Why it can improve well-being
Carstensen and colleagues have also found that emotional experience often improves with age. In a 2011 Psychology and Aging study using more than ten years of experience-sampling data, older adults showed better overall emotional experience than younger adults, including less frequent negative emotion.
There are many reasons for that pattern, and life does not become easy simply because a person gets older. Health problems, loss and financial pressure can be brutal. But one plausible contributor is social selection. If a person gradually reduces exposure to people and situations that repeatedly produce conflict, resentment or self-betrayal, daily life may become emotionally smoother.
This does not mean older adults become selfish. It means they may become clearer. They may still care deeply, but they care with better boundaries. They may still love people, but stop confusing love with unlimited availability. They may still enjoy company, but no longer mistake busyness for belonging.
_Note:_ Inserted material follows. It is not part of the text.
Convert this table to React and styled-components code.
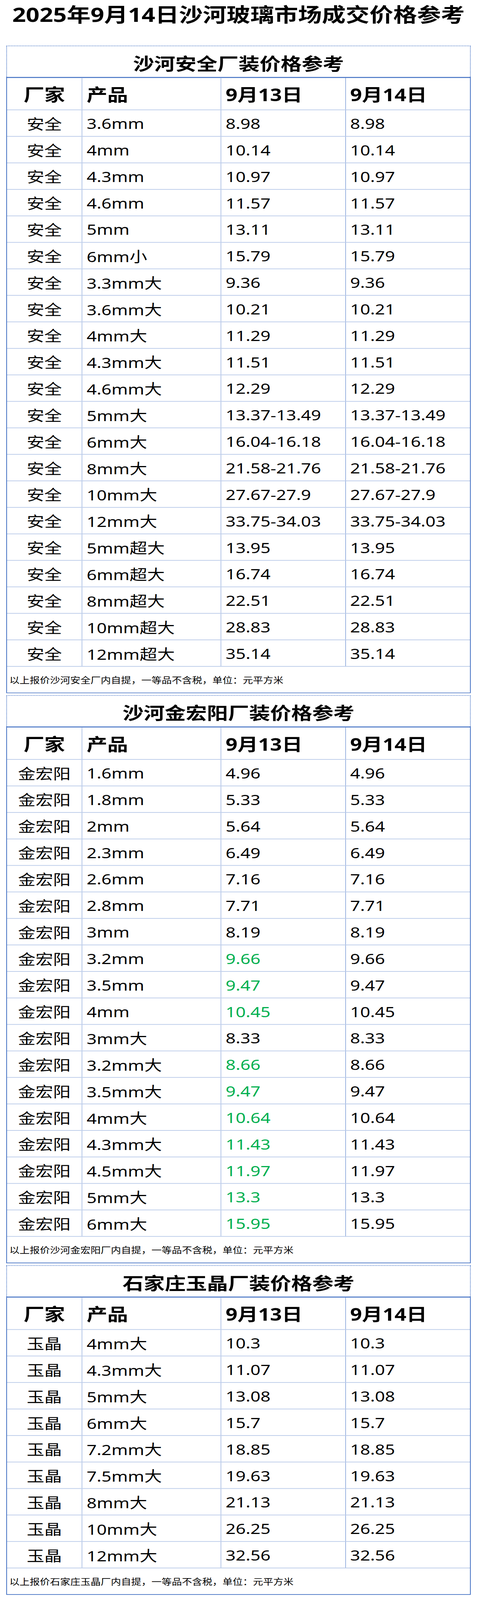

That kind of narrowing can look unimpressive from the outside. It does not produce a dramatic reinvention. It may look like fewer lunches, fewer holiday cards, fewer social performances and more quiet time with the same two or three people. But internally, it can be a major psychological achievement: a life organised less around social possibility and more around emotional truth.
The wiser reading
So when an older adult lets their social circle shrink, the most generous question is not, “Why are they becoming withdrawn?” It is, “What are they protecting, and what are they choosing?”
They may be protecting energy. They may be protecting peace. They may be protecting the part of themselves that no longer wants to be spread thin across relationships that cannot hold much reality.
And they may be choosing something that younger adulthood often makes hard to choose: fewer people, more meaning, less performance, more emotional safety.
That is not the same as becoming cold. It may be one of the warmer things a person can do for themselves in later life: stop confusing social width with connection, and give their remaining time to the relationships that actually feel like home.